3. Key Contributions

• Identification of the "Yo-Yo" Mechanism: The study identifies that the overturning is driven by a two-way coupling: the mean shear stretches the polymers (absorbing energy), and subsequently, the polymers reorient and inject that stored elastic energy back into the fluid (driving the flow reversal).
• Mathematical Prediction: The derivation of a dispersion relation ($\tilde{\omega}_n$) that links the oscillation frequency to the elasticity number ($E$), viscosity ratio ($\beta$), and the domain size.
• Validation of the 1D Model: The authors proved that the large-scale overturning is primarily a mean-flow phenomenon, as the 1D model accurately reproduces the DNS results for vorticity decay and reversal timing.
• Connection to Elastic Turbulence: The study demonstrates that while the mean flow yo-yos, the small-scale fluctuations exhibit a power-law scaling ($E_t(\kappa_x) \sim \kappa_x^{-4}$), a signature of elastic turbulence.

4. Results

• Flow Reversal: For high Deborah numbers (e.g., $De = 28$), the mean centerline vorticity changes sign, indicating the mixing layer has completely overturned.
• Energy Exchange: The energy budget shows that the polymer coupling term ($P$) acts as a dissipation mechanism when polymers are aligned with the flow gradient, but becomes a production term ($P < 0$) when the polymers are oriented against the reversed shear, driving the "yo-yo" effect.
• Parameter Dependence:
  • Deborah Number ($De$): Yo-yoing requires sufficiently high elasticity; at low $De$, the decay is monotonic (Newtonian-like).
  • Viscosity Ratio ($\beta$): Increasing the polymer concentration (decreasing $\beta$) increases the frequency of reversals because the energy injection more easily overcomes viscous dissipation.
• Dispersion Relation Accuracy: The analytical model showed "outstanding" agreement with DNS results regarding the period of oscillations, confirming that the phenomenon is wave-dominated.

5. Significance

This work is significant because it challenges the long-held assumption that viscoelasticity only stabilizes or modifies the decay of mixing layers. By showing that elasticity can completely alter the time evolution of large-scale structures, the paper provides a theoretical foundation for anomalous observations in complex geometries (like microcanopies or obstacles).
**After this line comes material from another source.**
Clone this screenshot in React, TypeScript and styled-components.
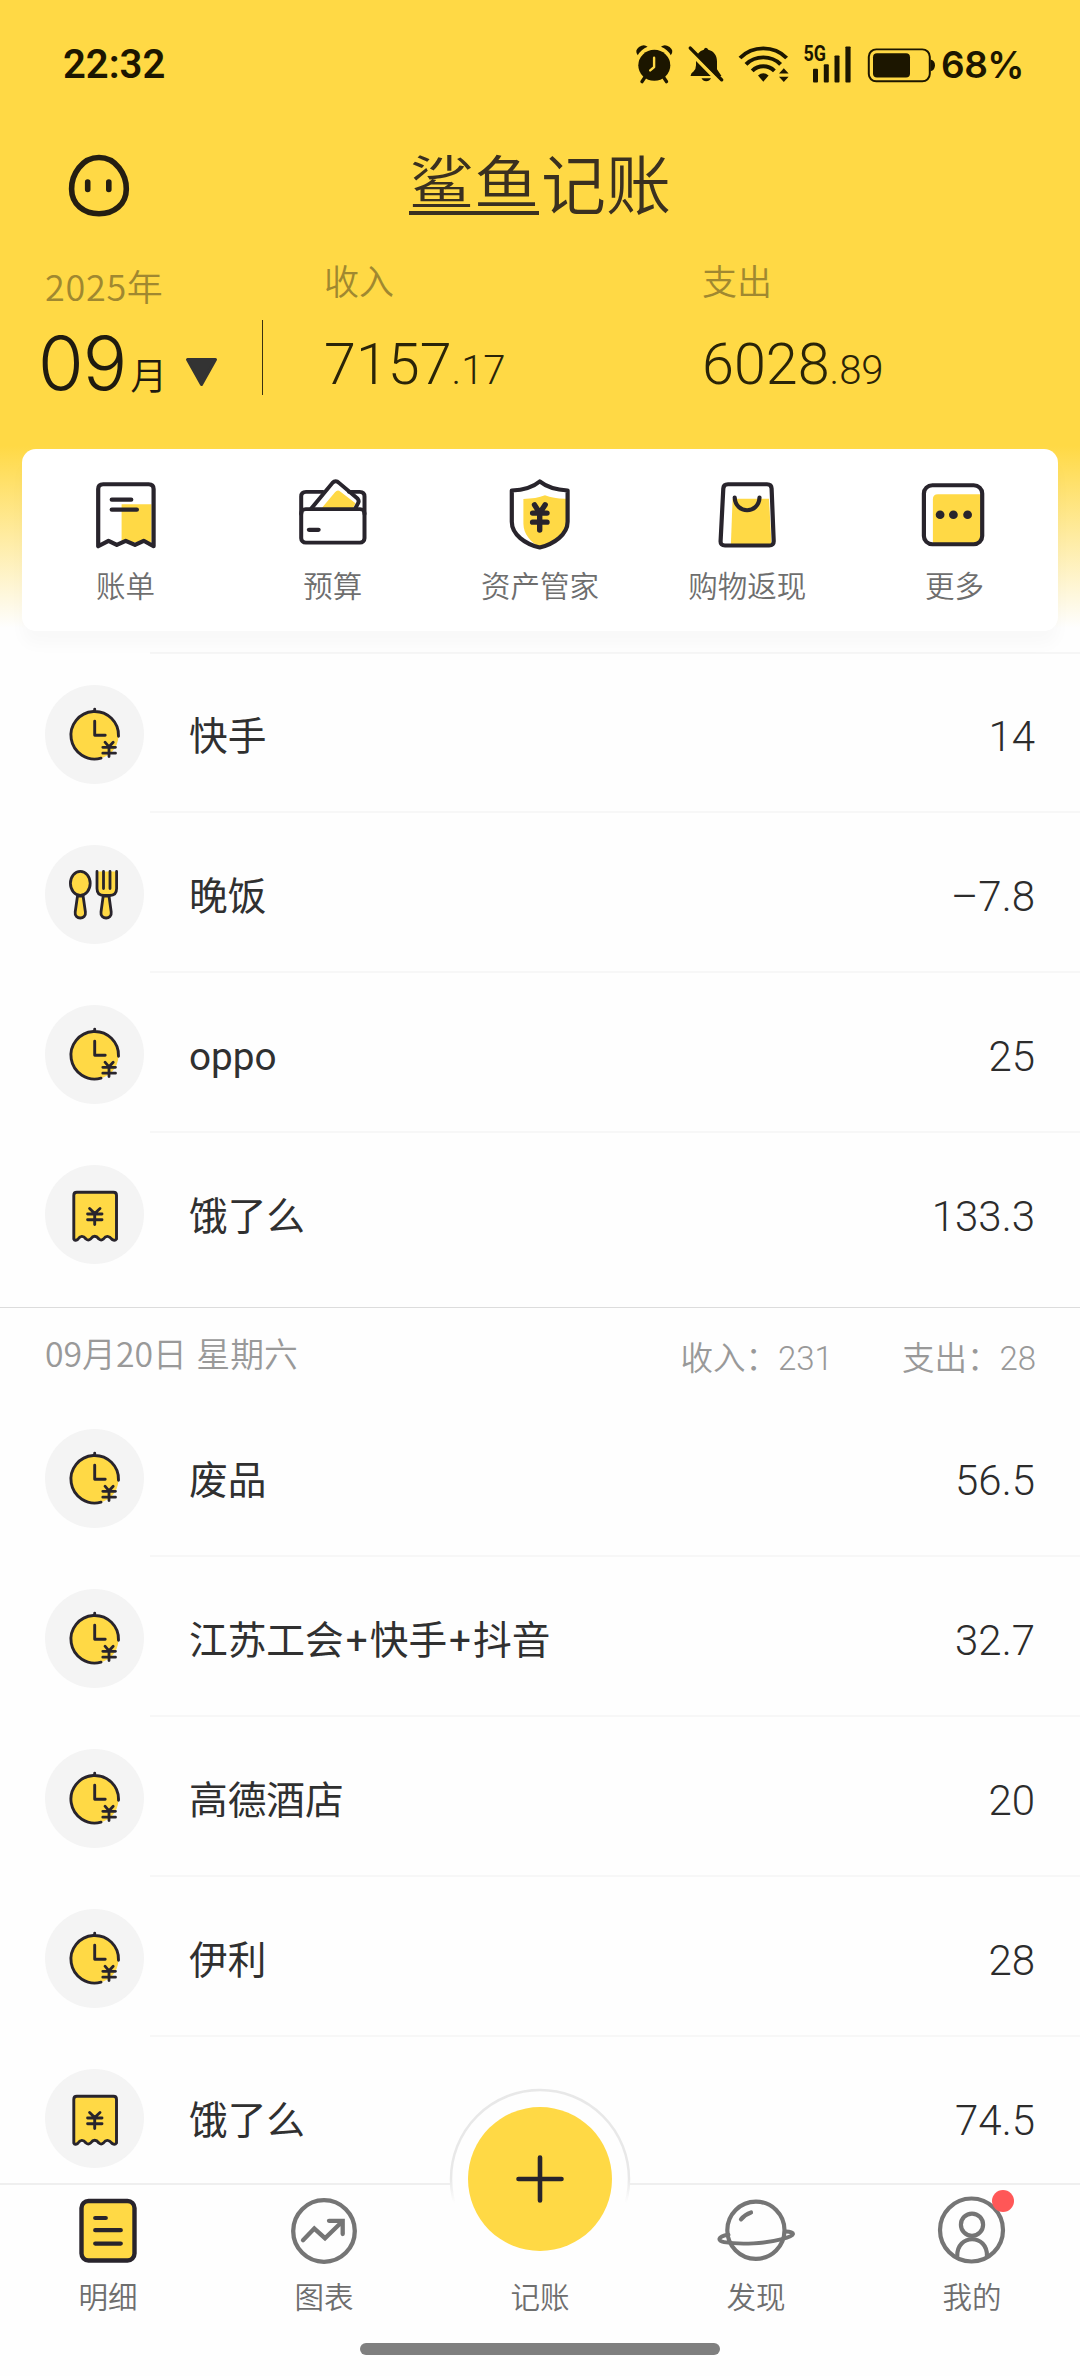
import React from "react";
import styled, { createGlobalStyle } from "styled-components";

const YELLOW = "#ffd945";
const INK = "#28242c";
const GREY = "#757575";
const CJK = `"Noto Sans CJK SC", sans-serif`;
const NUM = `Roboto, "Noto Sans CJK SC", sans-serif`;

const GlobalStyle = createGlobalStyle`
  * { box-sizing: border-box; }
  body { margin: 0; background: #fefefe; font-family: ${CJK}; }
  svg { display: block; flex: none; overflow: visible; }
`;

const Screen = styled.div`
  width: 1080px;
  height: 2376px;
  display: flex;
  flex-direction: column;
  overflow: hidden;
  background: #fefefe;
  color: #333;
`;

const Header = styled.header`
  flex: none;
  height: 631px;
  display: flex;
  flex-direction: column;
  background: linear-gradient(${YELLOW} 0, ${YELLOW} 446px, #fefefe 628px);
`;

const StatusBar = styled.div`
  height: 128px;
  padding: 0 58px 0 63px;
  display: flex;
  align-items: center;
  justify-content: space-between;
  color: #1c1600;
  font-family: ${NUM};
`;

const Clock = styled.span`
  padding-top: 1px;
  font-size: 40px;
  line-height: 44px;
  font-weight: 600;
`;

const StatusIcons = styled.div`
  display: flex;
  align-items: center;
  gap: 10px;
`;

const Percent = styled.span`
  margin-left: -5px;
  width: 81px;
  padding-top: 1px;
  font-family: Inter, sans-serif;
  font-size: 37px;
  line-height: 46px;
  font-weight: 600;
  letter-spacing: -0.5px;
  white-space: nowrap;
`;

const TitleBar = styled.div`
  height: 113px;
  padding: 0 67px;
  display: grid;
  grid-template-columns: 64px 1fr 64px;
  align-items: center;
`;

const Title = styled.h1`
  margin: 0 0 4px;
  display: flex;
  justify-content: center;
  font-size: 65px;
  line-height: 60px;
  font-weight: 350;
  color: #3a3020;
`;

const Underlined = styled.span`
  height: 64px;
  margin-right: 2px;
  border-bottom: 4px solid #3a3020;
`;

const Squat = styled.span`
  display: block;
  transform: scaleY(0.9);
  transform-origin: 50% 4px;
`;

const Summary = styled.div`
  height: 208px;
  display: grid;
  grid-template-columns: 262px 1px 61px 378px 1fr;
`;

const Caption = styled.div<{ $size: number; $spacing?: number }>`
  font-size: ${(p) => p.$size}px;
  letter-spacing: ${(p) => p.$spacing ?? 0}px;
  line-height: 48px;
  font-weight: 350;
  color: #a08830;
`;

const MonthPicker = styled.div`
  padding: 20px 0 0 45px;
`;

const MonthRow = styled.div`
  display: flex;
  align-items: baseline;
  margin: 14px 0 0 -7px;
  line-height: 80px;
  color: #1f1b10;
`;

const MonthNumber = styled.span`
  font-family: Inter, sans-serif;
  font-size: 74px;
  font-weight: 350;
  letter-spacing: -1px;
`;

const MonthUnit = styled.span`
  margin-left: 4px;
  font-size: 37px;
  font-weight: 350;
`;

const Caret = styled.svg`
  margin-left: 18px;
`;

const Rule = styled.div`
  height: 75px;
  margin-top: 79px;
  background: #3a3010;
`;

const Figure = styled.div`
  padding-top: 15px;
`;

const Money = styled.div`
  margin-top: 29px;
  font-family: ${NUM};
  font-size: 57.5px;
  line-height: 64px;
  font-weight: 300;
  color: #2a2408;
`;

const Cents = styled.span`
  font-size: 40px;
`;

const Card = styled.nav`
  flex: none;
  height: 182px;
  margin: 0 22px;
  padding-top: 30px;
  display: grid;
  grid-template-columns: repeat(5, 1fr);
  border-radius: 14px;
  background: #fff;
  box-shadow: 0 14px 16px rgba(0, 0, 0, 0.025);
  position: relative;
`;

const Shortcut = styled.div`
  display: flex;
  flex-direction: column;
  align-items: center;
  gap: 13px;
`;

const Label = styled.span`
  font-size: 29.5px;
  line-height: 44px;
  font-weight: 350;
  color: #6e6e6e;
`;

const List = styled.main`
  flex: 1;
  min-height: 0;
  overflow: hidden;
  padding-top: 22px;
`;

const Group = styled.section`
  padding-bottom: 14px;
  border-bottom: 1px solid #dcdcdc;
`;

const Row = styled.div`
  height: 160px;
  padding-left: 45px;
  display: flex;
`;

const Badge = styled.div`
  flex: none;
  width: 99px;
  height: 99px;
  margin-top: 32px;
  border-radius: 50%;
  background: #f4f4f4;
`;

const RowBody = styled.div`
  flex: 1;
  margin-left: 6px;
  padding: 0 45px 0 39px;
  display: flex;
  align-items: center;
  justify-content: space-between;
  border-bottom: 2px solid #f7f7f7;
  ${Row}:last-child > & { border-color: transparent; }
`;

const TopRule = styled.div`
  height: 2px;
  margin: -1px 0 -1px 150px;
  background: #f6f6f6;
`;

const Name = styled.span`
  padding-top: 9px;
  font-size: 38.7px;
  line-height: 56px;
  font-weight: 400;
  color: #303030;
  font-family: ${NUM};
`;

const Plus = styled.span`
  padding: 0 2px;
`;

const Amount = styled.span`
  padding-top: 9px;
  font-family: ${NUM};
  font-size: 42px;
  font-weight: 300;
  color: #2c2c2c;
`;

const DayHeader = styled.div`
  height: 89px;
  padding: 0 44px 0 45px;
  display: flex;
  align-items: center;
  color: #999;
  font-weight: 350;
`;

const DayName = styled.span`
  flex: 1;
  font-size: 33.8px;
  word-spacing: 2px;
`;

const DayTotal = styled.span`
  margin-left: 69px;
  padding-top: 5px;
  font-size: 32.5px;
`;

const DayValue = styled.span`
  font-family: ${NUM};
  font-size: 33px;
  font-weight: 300;
`;

const TabBar = styled.footer`
  flex: none;
  height: 193px;
  border-top: 2px solid #efefef;
  background: #fefefe;
  position: relative;
`;

const Tabs = styled.div`
  height: 158px;
  display: grid;
  grid-template-columns: repeat(5, 1fr);
`;

const Tab = styled.div`
  padding-top: 10px;
  display: flex;
  flex-direction: column;
  align-items: center;
  gap: 6px;
  position: relative;
`;

const AddButton = styled.div`
  height: 72px;
  width: 184px;
  position: relative;
  & > svg { position: absolute; left: 0; bottom: -4px; }
`;

const RedDot = styled.i`
  position: absolute;
  left: 128px;
  top: 5px;
  width: 22px;
  height: 22px;
  border-radius: 50%;
  background: #ff5757;
`;

const HomeIndicator = styled.div`
  width: 360px;
  height: 12px;
  margin: 0 auto;
  border-radius: 6px;
  background: #7f7f7f;
`;

const line = (w: number, color = INK) => ({
  fill: "none",
  stroke: color,
  strokeWidth: w,
  strokeLinecap: "round" as const,
  strokeLinejoin: "round" as const,
});

const status = (w: number) => ({
  width: w,
  height: 42.6,
  viewBox: `0 0 ${w} 44`,
  preserveAspectRatio: "none",
  fill: "#1c1600",
});

const shortcut = {
  width: 72,
  height: 70,
  viewBox: "0 0 72 72",
  preserveAspectRatio: "none",
};

const Alarm = () => (
  <svg {...status(42)}>
    <circle cx="20.3" cy="23.1" r="16" />
    <path d="M3.8 12.6Q.2 8 5 4.2Q10 .8 13.6 4Q7 7 3.8 12.6ZM36.8 12.6Q40.4 8 35.6 4.2Q30.6 .8 27 4Q33.6 7 36.8 12.6Z" />
    <path d="M10.5 36L8 40M30 36L32.5 40" {...line(3.4, "#1c1600")} />
    <path d="M20.1 15.2V24.9L16.2 28.3" {...line(2.4, YELLOW)} />
  </svg>
);

const Muted = () => (
  <svg {...status(41)}>
    <path d="M19.9 4.8Q21.8 5 22.3 7C28 8.4 31 13 31 19V27L35.5 34.2H4.5Q5 31 7.5 29.5Q10 27 10 23V17Q11 9 17.8 7Q18 5 19.9 4.8Z" />
    <path d="M15.5 36.5H25Q23.5 39.6 20.2 39.6Q17 39.6 15.5 36.5Z" />
    <path d="M-.5 4.5L32.5 39.5" {...line(4, YELLOW)} />
    <path d="M4.3 5.2L35.7 38" {...line(3.4, "#1c1600")} />
  </svg>
);

const Wifi = () => (
  <svg {...status(53)}>
    <g {...line(4, "#1c1600")} strokeLinecap="butt">
      <path d="M3 15.5Q12.5 5.6 26.3 5.6T49.6 15.5" />
      <path d="M9 22Q16 14.8 26.3 14.8T43.6 22" />
      <path d="M15.2 28.7Q20 24 26.3 24T37.4 28.7" />
    </g>
    <path d="M21 33.7Q26.3 28.6 31.6 33.7L26.3 40Z" />
    <path d="M42 31.4L46.8 26L51.6 31.4ZM42 34.8H51.6L46.8 40.4Z" />
  </svg>
);

const Signal = () => (
  <svg {...status(56)}>
    <text x="3.6" y="18.8" fontSize="22" fontWeight="700" fontFamily="Roboto, sans-serif" textLength="22.5" lengthAdjust="spacingAndGlyphs">5G</text>
    <rect x="13" y="26.6" width="5" height="14.2" rx="1" />
    <rect x="23.8" y="22" width="5" height="18.8" rx="1" />
    <rect x="34.5" y="12.8" width="5" height="28" rx="1" />
    <rect x="45.4" y="3.5" width="5.2" height="37.3" rx="1" />
  </svg>
);

const Battery = () => (
  <svg {...status(70)}>
    <rect x="2.8" y="6.6" width="61" height="33" rx="7.5" fill="none" stroke="#1c1600" strokeWidth="2" />
    <rect x="7" y="10.6" width="37" height="25" rx="4" />
    <path d="M64.5 17Q69 18 69 23.1T64.5 29.2Z" />
  </svg>
);

const Face = () => (
  <svg width="64" height="64" viewBox="0 0 64 66" preserveAspectRatio="none" {...line(5.6, "#241e12")}>
    <path d="M32 4.7C49 4.7 59.3 22 59.3 37C59.3 53 47 62.6 32 62.6C17 62.6 4.6 53 4.6 37C4.6 22 15 4.7 32 4.7Z" />
    <path d="M20.7 29.8V37.7M41.8 29.8V37.7" />
  </svg>
);

const Bill = () => (
  <svg {...shortcut}>
    <path d="M31.6 26H61.5V65H31.6Z" fill={YELLOW} />
    <path d="M8.2 69.2V10.4Q8.2 5.4 13.2 5.4H58.6Q63.6 5.4 63.6 10.4V69.2L53.7 63.6L45 67.8L35.7 63.6L26.8 67.8L18.5 63.6Z" {...line(4.2)} />
    <path d="M21.8 21.3H41.2M21.8 31.6H46.8" {...line(4.4)} />
  </svg>
);

const Wallet = () => (
  <svg {...shortcut}>
    <path d="M25 29.5L38 13.5Q40.7 10.5 43.5 13L58.5 25L56 30Z" fill={YELLOW} />
    <g {...line(4)}>
      <path d="M4.2 36V18Q4.2 13.2 9 13.2H26M52 13.2H62.7Q67.5 13.2 67.5 18V36" />
      <rect x="4.2" y="31" width="63.3" height="34.4" rx="4.5" />
      <path d="M14.5 30L35.5 4Q38.6 .6 42 4L60.5 20Q62.5 22.5 61 25L58.6 29.6" />
    </g>
    <path d="M12 52.3H21.5" {...line(4.4)} />
  </svg>
);

const Shield = () => (
  <svg {...shortcut}>
    <path d="M19.4 20.5Q32 20.5 41 16.8Q50 20.5 62 20.3V45C62 57 49 66 36 70C27 65 19.4 57 19.4 46Z" fill={YELLOW} />
    <path d="M7.8 11.8Q26 11 35.7 2.5Q46 11 63.6 11.8V44C63.6 57 50 67 35.7 70.4C21 67 7.8 57 7.8 44Z" {...line(4.2)} />
    <path d="M30.5 26.5L35.7 35L41.2 26.5M28.6 35H43M28.6 44.4H43M35.7 35V52.5" {...line(5.4)} />
  </svg>
);

const Bag = () => (
  <svg {...shortcut}>
    <path d="M21.6 20.3H58L60.5 67H19.9Z" fill={YELLOW} />
    <path d="M17 5.4H56Q60.4 5.4 60.6 9.8L62.7 63.8Q62.8 68.4 58.2 68.4H14Q9.4 68.4 9.6 63.8L12.3 9.8Q12.5 5.4 17 5.4Z" {...line(4.2)} />
    <path d="M23.7 19C24.5 36.5 47.7 36.5 48.5 19" {...line(4.2)} />
  </svg>
);

const More = () => (
  <svg {...shortcut}>
    <path d="M14.9 66V21Q14.9 15.8 20 15.8H63V66Z" fill={YELLOW} />
    <rect x="5.9" y="6.4" width="58.3" height="60.8" rx="8.5" {...line(4.2)} />
    <g fill={INK}>
      <circle cx="22.1" cy="36.8" r="4.4" />
      <circle cx="35.4" cy="36.8" r="4.4" />
      <circle cx="49.6" cy="36.8" r="4.4" />
    </g>
  </svg>
);

const PartTime = () => (
  <svg width="99" height="99">
    <circle cx="49.7" cy="50.3" r="23.8" fill={YELLOW} />
    <path d="M73.5 51.3A23.8 23.8 0 1 0 56 73.2M49.7 26V24.2M49.7 36.2V50.3H60.2" {...line(2.9)} />
    <path d="M60 57.2L64 61.8L68.2 57.2M57.8 62.3H70.5M57.8 68.2H70.5M64 62V71.5" {...line(2.8)} />
  </svg>
);

const Meal = () => (
  <svg width="99" height="99">
    <g {...line(2.8)} fill={YELLOW}>
      <path d="M32.5 51L30.2 67C29 75 41.6 75 40.4 67L38.1 51Z" />
      <ellipse cx="35.3" cy="38.3" rx="9.9" ry="12" />
      <path d="M58.2 51L56 67C54.8 75 67.4 75 66.2 67L64 51Z" />
      <path d="M52 26.5V43.5Q52 50.5 59 50.5H64.6Q71.6 50.5 71.6 43.5V26.5" />
      <path d="M58.5 26.5V43.5M65 26.5V43.5" />
    </g>
  </svg>
);

const Voucher = () => (
  <svg width="99" height="99">
    <path
      d="M28.8 74V30.2Q28.8 27.2 31.8 27.2H68.5Q71.5 27.2 71.5 30.2V74Q70 76.3 67.2 74.5Q62.3 68.5 58.4 74Q56.2 76 53.9 74Q49.7 68.5 45.6 74Q43.3 76 41 74Q36.7 68.5 32.6 74.5Q30 76.3 28.8 74Z"
      {...line(2.9)}
      fill={YELLOW}
    />
    <path d="M44.6 43.5L49.7 48.5L55 43.5M42.6 49H57M42.6 54.8H57M49.7 49V59.6" {...line(2.9)} />
  </svg>
);

const DetailTab = () => (
  <svg width="72" height="72">
    <rect x="9.5" y="6" width="53" height="59.5" rx="7" {...line(4.4)} fill={YELLOW} />
    <path d="M23.2 23H33.8M23.2 35.2H48.8M23.2 48.6H48.8" {...line(4.2)} />
  </svg>
);

const ChartTab = () => (
  <svg width="72" height="72" {...line(4.3, GREY)}>
    <circle cx="36" cy="36" r="30.8" />
    <path d="M15 45.3L26.3 33.6L37 43.2L54.5 26.3M41 25.8H54.7V39" strokeLinejoin="miter" />
  </svg>
);

const AddIcon = () => (
  <svg width="184" height="184">
    <defs>
      <linearGradient id="ring" x1="0" y1="0" x2="0" y2="184" gradientUnits="userSpaceOnUse">
        <stop offset=".5" stopColor="#e8e8e8" />
        <stop offset=".63" stopColor="#fefefe" />
      </linearGradient>
    </defs>
    <circle cx="92" cy="92" r="89" fill="#fefefe" stroke="url(#ring)" strokeWidth="2.5" />
    <circle cx="92" cy="92" r="72" fill={YELLOW} />
    <path d="M92 70.5V113.5M70.5 92H113.5" {...line(4.6)} />
  </svg>
);

const DiscoverTab = () => (
  <svg width="80" height="72" {...line(4.2, GREY)}>
    <circle cx="39.9" cy="35.2" r="28.6" />
    <path d="M12.5 39.7C1 41.5 1.5 46 8 47.2C25 50 50 48.5 66 44.2C80 40.5 80 37 69.5 36.5" strokeWidth="3.9" />
    <path d="M25 24.3Q29 19.5 35 17.5" />
  </svg>
);

const MineTab = () => (
  <svg width="72" height="72" {...line(4.2, GREY)}>
    <circle cx="35.5" cy="35" r="31.5" />
    <circle cx="36" cy="29.7" r="11.1" />
    <path d="M21.2 61.5C20.5 38.5 51.8 38.5 51 61.5" />
  </svg>
);

const shortcuts: [string, React.FC][] = [
  ["账单", Bill],
  ["预算", Wallet],
  ["资产管家", Shield],
  ["购物返现", Bag],
  ["更多", More],
];

type Entry = { icon: React.FC; name: string; amount: string };

const previousDay: Entry[] = [
  { icon: PartTime, name: "快手", amount: "14" },
  { icon: Meal, name: "晚饭", amount: "–7.8" },
  { icon: PartTime, name: "oppo", amount: "25" },
  { icon: Voucher, name: "饿了么", amount: "133.3" },
];

const saturday: Entry[] = [
  { icon: PartTime, name: "废品", amount: "56.5" },
  { icon: PartTime, name: "江苏工会+快手+抖音", amount: "32.7" },
  { icon: PartTime, name: "高德酒店", amount: "20" },
  { icon: PartTime, name: "伊利", amount: "28" },
  { icon: Voucher, name: "饿了么", amount: "74.5" },
];

const Entries = ({ items }: { items: Entry[] }) => (
  <>
    {items.map(({ icon: Icon, name, amount }) => (
      <Row key={name}>
        <Badge>
          <Icon />
        </Badge>
        <RowBody>
          <Name>
            {name.split("+").map((part, i) => (
              <React.Fragment key={i}>
                {i > 0 && <Plus>+</Plus>}
                {part}
              </React.Fragment>
            ))}
          </Name>
          <Amount>{amount}</Amount>
        </RowBody>
      </Row>
    ))}
  </>
);

export default function App() {
  return (
    <Screen>
      <GlobalStyle />
      <Header>
        <StatusBar>
          <Clock>22:32</Clock>
          <StatusIcons>
            <Alarm />
            <Muted />
            <Wifi />
            <Signal />
            <Battery />
            <Percent>68%</Percent>
          </StatusIcons>
        </StatusBar>
        <TitleBar>
          <Face />
          <Title>
            <Underlined>
              <Squat>鲨鱼</Squat>
            </Underlined>
            记账
          </Title>
        </TitleBar>
        <Summary>
          <MonthPicker>
            <Caption $size={36} $spacing={0.7}>2025年</Caption>
            <MonthRow>
              <MonthNumber>09</MonthNumber>
              <MonthUnit>月</MonthUnit>
              <Caret width="32" height="32">
                <path d="M2.5 1.5H30.5L16.5 26.5Z" fill="#333" stroke="#333" strokeWidth="3" strokeLinejoin="round" />
              </Caret>
            </MonthRow>
          </MonthPicker>
          <Rule />
          <span />
          <Figure>
            <Caption $size={35}>收入</Caption>
            <Money>
              7157<Cents>.17</Cents>
            </Money>
          </Figure>
          <Figure>
            <Caption $size={35}>支出</Caption>
            <Money>
              6028<Cents>.89</Cents>
            </Money>
          </Figure>
        </Summary>
        <Card>
          {shortcuts.map(([name, Icon]) => (
            <Shortcut key={name}>
              <Icon />
              <Label>{name}</Label>
            </Shortcut>
          ))}
        </Card>
      </Header>
      <List>
        <TopRule />
        <Group>
          <Entries items={previousDay} />
        </Group>
        <DayHeader>
          <DayName>09月20日 星期六</DayName>
          <DayTotal>
            收入：<DayValue>231</DayValue>
          </DayTotal>
          <DayTotal>
            支出：<DayValue>28</DayValue>
          </DayTotal>
        </DayHeader>
        <section>
          <Entries items={saturday} />
        </section>
      </List>
      <TabBar>
        <Tabs>
          <Tab>
            <DetailTab />
            <Label>明细</Label>
          </Tab>
          <Tab>
            <ChartTab />
            <Label>图表</Label>
          </Tab>
          <Tab>
            <AddButton>
              <AddIcon />
            </AddButton>
            <Label>记账</Label>
          </Tab>
          <Tab>
            <DiscoverTab />
            <Label>发现</Label>
          </Tab>
          <Tab>
            <MineTab />
            <RedDot />
            <Label>我的</Label>
          </Tab>
        </Tabs>
        <HomeIndicator />
      </TabBar>
    </Screen>
  );
}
The findings are broadly applicable to a wide range of complex fluids, including wormlike micelle solutions, liquid crystals, and active fluids (swimmer suspensions). Furthermore, understanding these periodic reversals offers potential for engineering applications in microfluidics, where controlled "yo-yoing" could be used to enhance mixing in low-Reynolds-number environments.